In a study of 102 ostensibly healthy male runners ranging from 50 to 72 years old, who had completed at least five marathons during the past three years compared to 102 age-matched control subjects, CMR was used to assess the effects of chronic long distance running on myocardial structure.45 Approximately 12% of these apparently healthy marathon runners showed evidence for patchy myocardial scarring, a rate three-fold higher than that in age-matched control subjects. This study indicates that in endurance athletes, CMR with late gadolinium enhancement can reliably detect areas of patchy fibrosis.45 Of additional concern, the CAD event rate during two-year follow up was significantly higher in the marathon runners than in controls (P < .0001).
Figure 7. delayed gadolinium enhancement (a marker of myocardial fibrosis) localized to the interventricular septum was identified in athletes who had greater cumulative exercise exposure and lower RVEF than those with normal CMR.
A recent study also reported that long-term marathon runners had increased aortic stiffness compared with recreational exercisers.46 This study assessed blood pressure and aortic elasticity among 47 individuals who chronically trained for and competed in marathons, and compared them to 46 others who did not participate in chronic endurance ET. The chronic marathoners showed significantly higher systolic blood pressures compared with the control group (126 mm Hg vs. 115 mm Hg). Pulse-wave velocity, utilized to assess aortic stiffness, was significantly higher in the marathoner group compared to controls.20,46 Thus, sustained shear stress over a long period of time may induce fibrotic changes in the arterial wall, potentially similar to that in the myocardium, and over time leads to decreases in compliance.
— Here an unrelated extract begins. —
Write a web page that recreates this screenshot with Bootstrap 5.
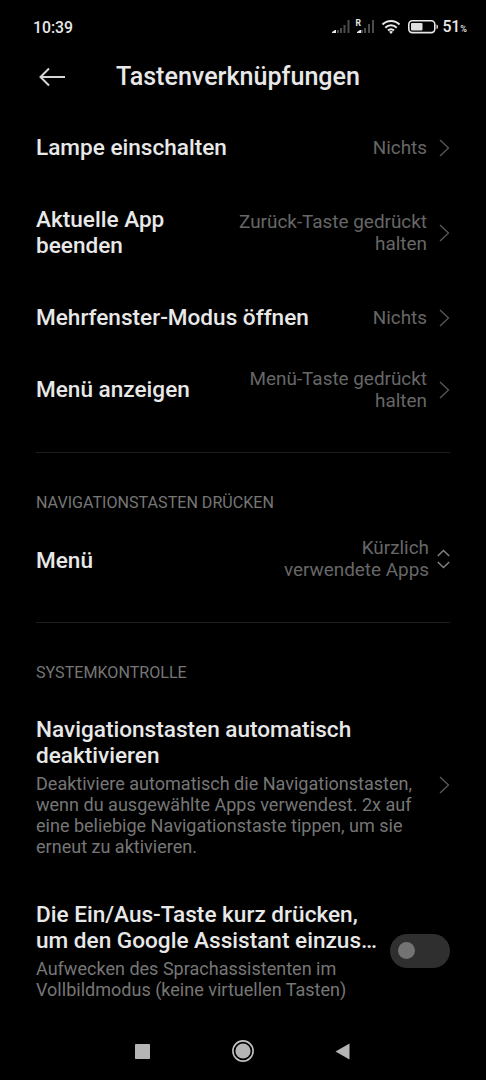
<!DOCTYPE html>
<html lang="de">
<head>
<meta charset="utf-8">
<meta name="viewport" content="width=device-width, initial-scale=1">
<title>Tastenverknüpfungen</title>
<link href="https://cdn.jsdelivr.net/npm/bootstrap@5.3.0/dist/css/bootstrap.min.css" rel="stylesheet">
<style>
  body { background: #000; color: #e8e8e8; font-family: Roboto, sans-serif; height: 1080px; overflow: hidden; }
  svg { display: block; flex: none; }
  main { min-height: 0; }
  .status-bar { height: 54px; padding: 0 20px 0 33px; font-size: 15.8px; font-weight: 500; line-height: 20px; }
  .status-text { padding-top: 2px; }
  .status-level { margin-left: 3px; margin-right: -1px; }
  .percent-sign { font-size: 9px; }
  .app-header { height: 58px; padding: 0 36px 12px 38px; }
  .app-title { font-size: 25.1px; font-weight: 500; line-height: 30px; margin-left: 50px; }
  .setting { padding: 0 36px; min-height: 72px; }
  .setting-tall { padding-top: 23px; padding-bottom: 23px; }
  .setting-last { padding-top: 22px; }
  .setting-title { font-size: 22.58px; font-weight: 500; line-height: 26px; }
  .setting-value { font-size: 18.9px; line-height: 22px; color: #676767; }
  .chevron { margin-left: 7px; margin-bottom: 1px; }
  .setting-desc { font-size: 18.05px; line-height: 21px; color: #767676; margin-top: 4px; }
  .divider { height: 1px; background: #1c1c1c; margin: 26px 36px 0; }
  .divider-wide { margin-top: 29px; }
  .section-label { font-size: 16.1px; line-height: 20px; color: #767676; padding: 40px 36px 11px; }
  .toggle { width: 60px; height: 34px; border-radius: 17px; background: #2f2f2f; padding-left: 8px; margin-bottom: 1px; }
  .toggle span { width: 17px; height: 17px; border-radius: 50%; background: #737373; }
  .nav-keys { height: 58px; padding: 0 136px 0 135px; }
</style>
</head>
<body class="d-flex flex-column">
<header>
  <div class="status-bar d-flex align-items-center justify-content-between">
    <span class="status-text">10:39</span>
    <div class="d-flex align-items-center">
      <svg width="108" height="20" viewBox="331 17 108 20">
        <g fill="#4b4b4b"><path d="M337 30h2v3h-2zM340 28h2v5h-2zM343.500 25h2v8h-2zM347.500 20h2v13h-2z"/><path d="M361 30h2v3h-2zM364 28h2v5h-2zM368 24h2v9h-2zM372 20h2v13h-2z"/></g>
        <path d="M332 33v-1l3-2h1v3zM357 33v-1l3-2h1v3z" fill="#e8e8e8"/>
        <text x="355.500" y="25.500" font-size="8.500" font-weight="700" fill="#e8e8e8">R</text>
        <g fill="none" stroke="#e8e8e8" stroke-width="2"><path d="M382.500 24.500a12 12 0 0 1 17 0M385.300 27.700a8 8 0 0 1 11.400 0M388 30.500a4.200 4.200 0 0 1 6 0"/></g>
        <path d="M391 34l-2-2.200a3 3 0 0 1 4 0z" fill="#e8e8e8"/>
        <rect x="408.800" y="20.800" width="26" height="11.800" rx="3.500" fill="none" stroke="#e8e8e8" stroke-width="1.600"/>
        <rect x="411" y="23" width="11.500" height="7.500" rx="1" fill="#e0e0e0"/>
        <path d="M436.500 24.500q1.500 0 1.500 2.200t-1.500 2.200z" fill="#e8e8e8"/>
      </svg>
      <span class="status-text status-level">51<span class="percent-sign">%</span></span>
    </div>
  </div>
  <div class="app-header d-flex align-items-center">
    <svg width="28" height="20" viewBox="0 0 28 20" fill="none" stroke="#d6d6d6" stroke-width="2"><path d="M27 10H2.500M11 1.500L2.500 10l8.500 8.500"/></svg>
    <h1 class="app-title mb-0">Tastenverknüpfungen</h1>
  </div>
</header>
<main class="flex-grow-1">
  <div class="setting d-flex align-items-center justify-content-between">
    <div class="setting-title">Lampe einschalten</div>
    <div class="d-flex align-items-center text-end"><span class="setting-value">Nichts</span><svg class="chevron" width="16" height="18" viewBox="0 0 16 18" fill="none" stroke="#585858" stroke-width="1.300"><path d="M6 1l8.500 8L6 17"/></svg></div>
  </div>
  <div class="setting setting-tall d-flex align-items-center justify-content-between">
    <div class="setting-title">Aktuelle App<br>beenden</div>
    <div class="d-flex align-items-center text-end"><span class="setting-value">Zurück-Taste gedrückt<br>halten</span><svg class="chevron" width="16" height="18" viewBox="0 0 16 18" fill="none" stroke="#585858" stroke-width="1.300"><path d="M6 1l8.500 8L6 17"/></svg></div>
  </div>
  <div class="setting d-flex align-items-center justify-content-between">
    <div class="setting-title">Mehrfenster-Modus öffnen</div>
    <div class="d-flex align-items-center text-end"><span class="setting-value">Nichts</span><svg class="chevron" width="16" height="18" viewBox="0 0 16 18" fill="none" stroke="#585858" stroke-width="1.300"><path d="M6 1l8.500 8L6 17"/></svg></div>
  </div>
  <div class="setting d-flex align-items-center justify-content-between">
    <div class="setting-title">Menü anzeigen</div>
    <div class="d-flex align-items-center text-end"><span class="setting-value">Menü-Taste gedrückt<br>halten</span><svg class="chevron" width="16" height="18" viewBox="0 0 16 18" fill="none" stroke="#585858" stroke-width="1.300"><path d="M6 1l8.500 8L6 17"/></svg></div>
  </div>
  <div class="divider"></div>
  <div class="section-label pb-2">NAVIGATIONSTASTEN DRÜCKEN</div>
  <div class="setting d-flex align-items-center justify-content-between pt-1">
    <div class="setting-title pt-1">Menü</div>
    <div class="d-flex align-items-center text-end"><span class="setting-value">Kürzlich<br>verwendete Apps</span><svg class="ms-2" width="13" height="20" viewBox="0 0 13 20" fill="none" stroke="#808080" stroke-width="1.500"><path d="M.8 7l5.700-5.500L12.200 7M.8 13l5.700 5.500 5.700-5.500"/></svg></div>
  </div>
  <div class="divider divider-wide"></div>
  <div class="section-label">SYSTEMKONTROLLE</div>
  <div class="setting setting-tall d-flex align-items-center justify-content-between">
    <div>
      <div class="setting-title text-nowrap">Navigationstasten automatisch<br>deaktivieren</div>
      <div class="setting-desc text-nowrap">Deaktiviere automatisch die Navigationstasten,<br>wenn du ausgewählte Apps verwendest. 2x auf<br>eine beliebige Navigationstaste tippen, um sie<br>erneut zu aktivieren.</div>
    </div>
    <svg class="mb-1" width="16" height="18" viewBox="0 0 16 18" fill="none" stroke="#585858" stroke-width="1.300"><path d="M6 1l8.500 8L6 17"/></svg>
  </div>
  <div class="setting setting-last d-flex align-items-center justify-content-between">
    <div>
      <div class="setting-title text-nowrap">Die Ein/Aus-Taste kurz drücken,<br>um den Google Assistant einzus…</div>
      <div class="setting-desc text-nowrap">Aufwecken des Sprachassistenten im<br>Vollbildmodus (keine virtuellen Tasten)</div>
    </div>
    <div class="toggle d-flex align-items-center flex-shrink-0" role="switch" aria-checked="false"><span></span></div>
  </div>
</main>
<nav class="nav-keys d-flex align-items-center justify-content-between flex-shrink-0">
  <svg width="15" height="15" viewBox="0 0 15 15"><rect width="15" height="15" rx=".8" fill="#b5b5b5"/></svg>
  <svg width="22" height="22" viewBox="0 0 22 22"><circle cx="11" cy="11" r="10.100" fill="none" stroke="#c2c2c2" stroke-width="1.600"/><circle cx="11" cy="11" r="7.600" fill="#b5b5b5"/></svg>
  <svg width="15" height="17" viewBox="0 0 15 17"><path d="M14.500.5v16L.5 8.500z" fill="#b5b5b5"/></svg>
</nav>
<script src="https://cdn.jsdelivr.net/npm/bootstrap@5.3.0/dist/js/bootstrap.bundle.min.js"></script>
</body>
</html>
It should be noted that aortic stiffness and atrial pulse wave reflections have been established as independent predictors of CV risk.47
Schwartz et al. reported that long-term marathon runners, defined as individuals who have completed at least 25 marathons over the past 25 years, showed higher than expected levels of coronary artery calcium (CAC) and calcified coronary plaque volume.26 This study, utilizing CT coronary angiography, found that the chronic marathoners had significantly more calcified plaque volume, 274 mm3, versus 169 mm3 for the sedentary controls. CV risk factors such as age, systolic blood pressure, total cholesterol, low-density lipoprotein cholesterol, and triglyceride levels were similar between the marathoners and controls, but heart rate and weight were lower, and high-density lipoprotein cholesterol levels were higher in the runners. A similar study in a different population found increased CAC in 108 middle-aged marathon runners compared with non-runners who had matched risk factors, and CV event rates in the marathoners were equivalent to a CAD population.48 In a case report, Goel et al.49 observed a 49-year-old marathoner who had significant obstructions in all three major epicardial coronary arteries with no associated risk factors, and who generated protracted oxidative stress with prolonged running.
Increases in LV mass typically develop in response to high-level, intense long-term ET, particularly in cyclists, cross-country skiers, and rowers.50 The “physiological” LV hypertrophy that is a common feature of “athlete’s heart” is thought to be a functional adaptation to chronic ET. LV mass, as determined by CMR, was significantly greater in the marathoners.51 In this study, increased LV mass correlated with higher CAC scores. Specifically, marathon runners with a mass above 150 grams had a significantly higher CAC score than those with LV masses below 150 grams.51 These investigators also found a mismatch between the risk-factor profiles and the amount CAC particularly in those with a LV muscle mass above 150 grams.